Saturday’s curtainraiser, broadcast to 190 countries, will showcase the county’s glories, from Leeds Town Hall to the Dales, over Buttertubs Pass and on to Harrogate. Then follows Sunday’s brutal second stage from York to Sheffield, via the Peak District. No mountains but gradients aplenty. (The third stage runs from Cambridge to London on Monday.)
Yorkshire beat Berlin, Barcelona and Florence to host the Tour’s start. This should be an unforgettable weekend for all those living near the route or travelling to watch the world’s greatest bike race in our backyard.
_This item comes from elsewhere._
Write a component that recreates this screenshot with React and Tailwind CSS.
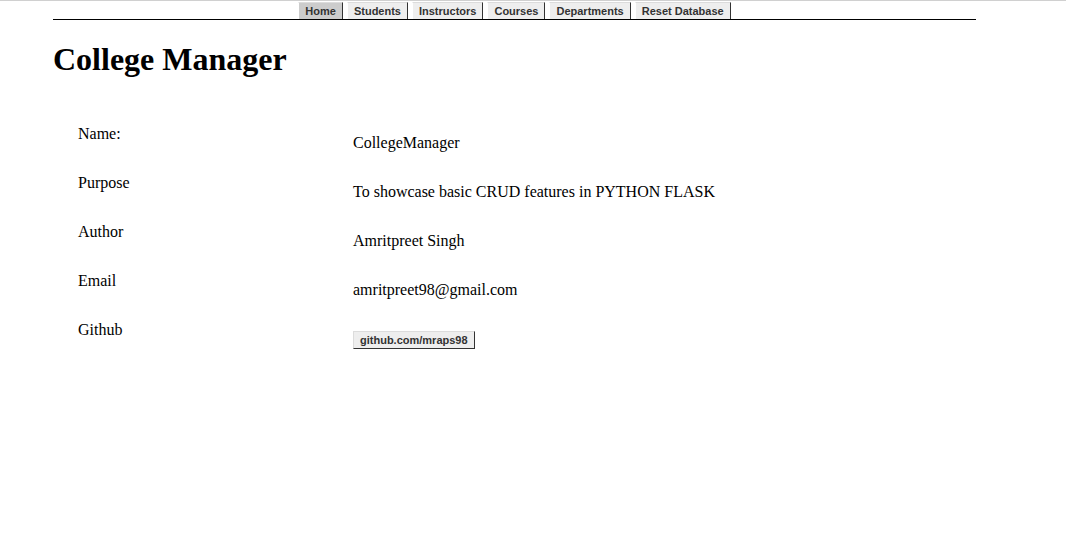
import React from "react";

const navItems = ["Home", "Students", "Instructors", "Courses", "Departments", "Reset Database"];

const rows = [
  { label: "Name:", value: "CollegeManager" },
  { label: "Purpose", value: "To showcase basic CRUD features in PYTHON FLASK" },
  { label: "Author", value: "Amritpreet Singh" },
  { label: "Email", value: "amritpreet98@gmail.com" },
];

export default function App() {
  return (
    <div className="min-h-[539px] bg-white text-black border-t border-[#d0d0d0] font-['Liberation_Serif',serif]">
      {/* Top nav */}
      <div className="ml-[53px] w-[923px] border-b border-black pt-px">
        <div className="flex justify-center gap-[4px]">
          {navItems.map((item, i) => (
            <button
              key={item}
              className={
                "h-[17px] px-[6px] border-l border-t border-r border-l-white border-t-[#dcdcdc] border-r-[#333] text-[11px] leading-[15px] font-bold text-[#333] font-['Liberation_Sans',sans-serif] " +
                (i === 0 ? "bg-[#cccccc]" : "bg-[#eeeeee]")
              }
            >
              {item}
            </button>
          ))}
        </div>
      </div>

      <h1 className="ml-[53px] mt-[21px] text-[32px] font-bold leading-[36px]">College Manager</h1>

      {/* Info table */}
      <div className="ml-[78px] mt-[44px]">
        {rows.map((r) => (
          <div key={r.label} className="flex h-[49px] text-[16px] leading-[18px]">
            <div className="w-[275px] pt-[4px]">{r.label}</div>
            <div className="pt-[13px]">{r.value}</div>
          </div>
        ))}
        <div className="flex h-[49px] text-[16px] leading-[18px]">
          <div className="w-[275px] pt-[4px]">Github</div>
          <div className="pt-[13px]">
            <button className="h-[18px] px-[6px] bg-[#eeeeee] border border-t-[#dcdcdc] border-l-[#dcdcdc] border-r-[#333] border-b-[#333] text-[11px] leading-[14px] font-bold text-[#333] font-['Liberation_Sans',sans-serif]">
              github.com/mraps98
            </button>
          </div>
        </div>
      </div>
    </div>
  );
}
It will benefit both tour and county, in a way that, say, London – much bigger and too self-important to be affected – would never allow itself to be moved.
It is a heck of a turnaround, too, from the Tour de France’s British debut in 1974, when the riders were locked up by suspicious customs officials and then insulted with an anaemic pedal up and down the Plympton bypass.
Making our roads safer for cyclists would be a wonderful legacy of the Tour: there are far too many needless deaths and injuries, and about 60 per cent of the public believe British roads to be too dangerous. I was one of them until I got on my bike a year ago.
But: at last, some British sport to celebrate! And more on the way, I hope, with the Commonwealth Games opening in Glasgow in less than three weeks.